Tonight, during Prasarita D, I had an urge more intense and crazy than anything I’ve ever experienced on the mat. It struck, and filled me with restlessness all the way to the brink of giggles. I pictured myself following through on the urge and had to scurry out of the room to stop myself.
It’s that I wanted to walk over to a fellow student, swipe his cheat-sheet up off the floor, and take a bite out of it. Then I wanted to chew it thoughtfully, look him meaningfully in the eyes, and say something like:
“Better hurry up and learn this sequence, because I’m taking a bite out of this paper every day ‘til it’s gone.”
The man is named M and I find him inspiring as hell. Of course we’ve never spoken, but I have overheard his amazing story. Something about a life of hardscrabble business dealings and incredible stress, interrupted early this year by a violent attack that left him barely more than dead. And now he’s starting a second life—one that includes yoga every afternoon. His body, covered in new scars, looks like it’s been through decades of hard, blue-collar life. He comes in when I’m towards the end of the standing postures and sets up next to me. He hums at first, which is great. Often he smells of a cigar, which doesn’t bother me because I'm too charmed by the guy. Other days, there is a vague nacho aroma. He has a bath towel and a basic blue mat that is usually rumpled, but that in the past two weeks he’s been lining up carefully parallel to our mahogany floorboards. Nice to see a little ashtanga analness taking root.
This is someone for whom you would want to make every exception in the world. He is still figuring out who he is this time around; he is visibly filled with gratitude and consistent in his practice; perhaps, too, he's still a little disoriented from the trauma. I figure you let the guy have his cheat-sheet, even for months if that is what feels right to him.

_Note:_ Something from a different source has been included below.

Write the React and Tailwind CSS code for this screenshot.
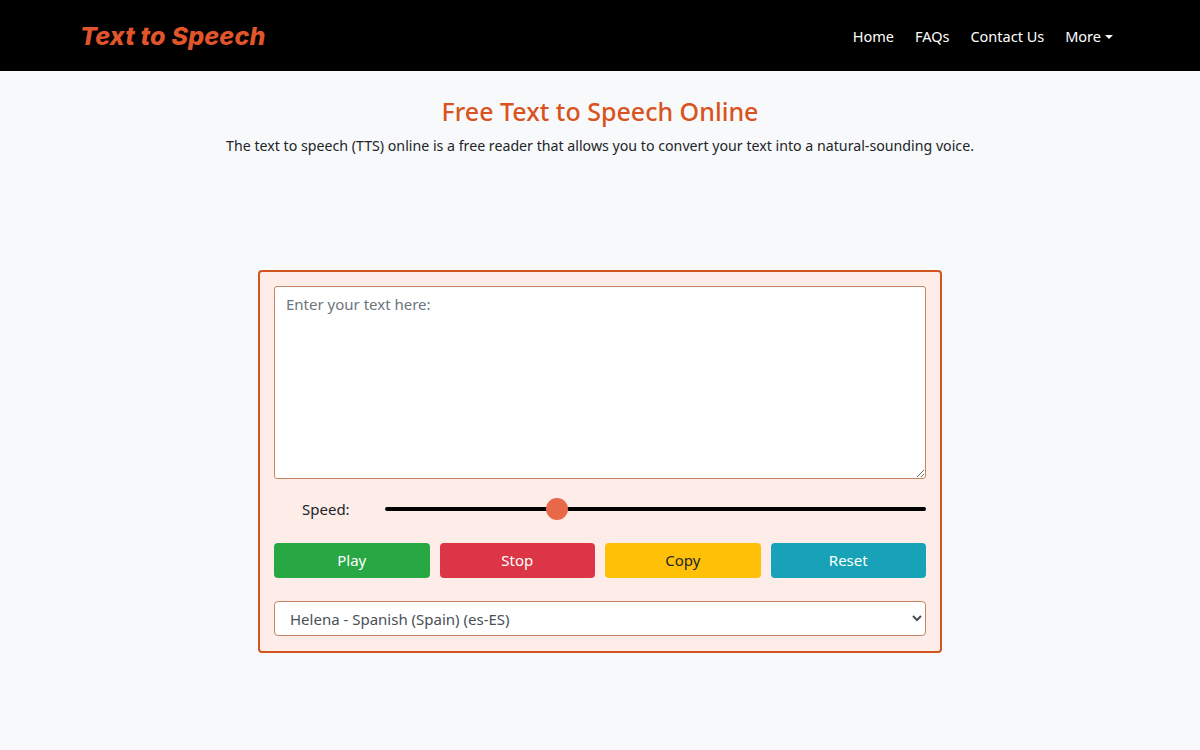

When I scurried from the room to stop myself from eating his paper, the teacher and my friend J were on the other side of the door. I was so freaked out and disoriented by the impulse and its strength that it showed on my face. When they asked what was wrong I wasn’t sufficiently ahead of myself to say anything but the truth.
I am usually reserved and methodical, so the little drama probably came off strange.
J nodded. I know exactly how that can be, when you get those urges. His paper must be yummy. The teacher took it all as a sign that I crave more starch in my diet and made me promise to eat root vegetables for dinner. Yes, ok: ketchari with potatoes and chickpeas.
I nodded at them both, flummoxed, and went back to practice. It was clear to me that the root urge was to play the teacher with M, not to eat, but I didn’t take the time to explain. Especially because it's not an unproblematic urge.
When I thought it through again after practice, I realized the joke my mind had been playing. There’s an old story SKPJ tells, about going to some library with his guru Krishnamacharya, and finding there the true ashtanga sequence written down on banana leaves by sages of old.
And where are the precious documents now? When asked this, SKPJ says they have been eaten by ants. And so: lost to the mists of time.
It appears that what I wanted in that moment was to do M the favor of being his ant.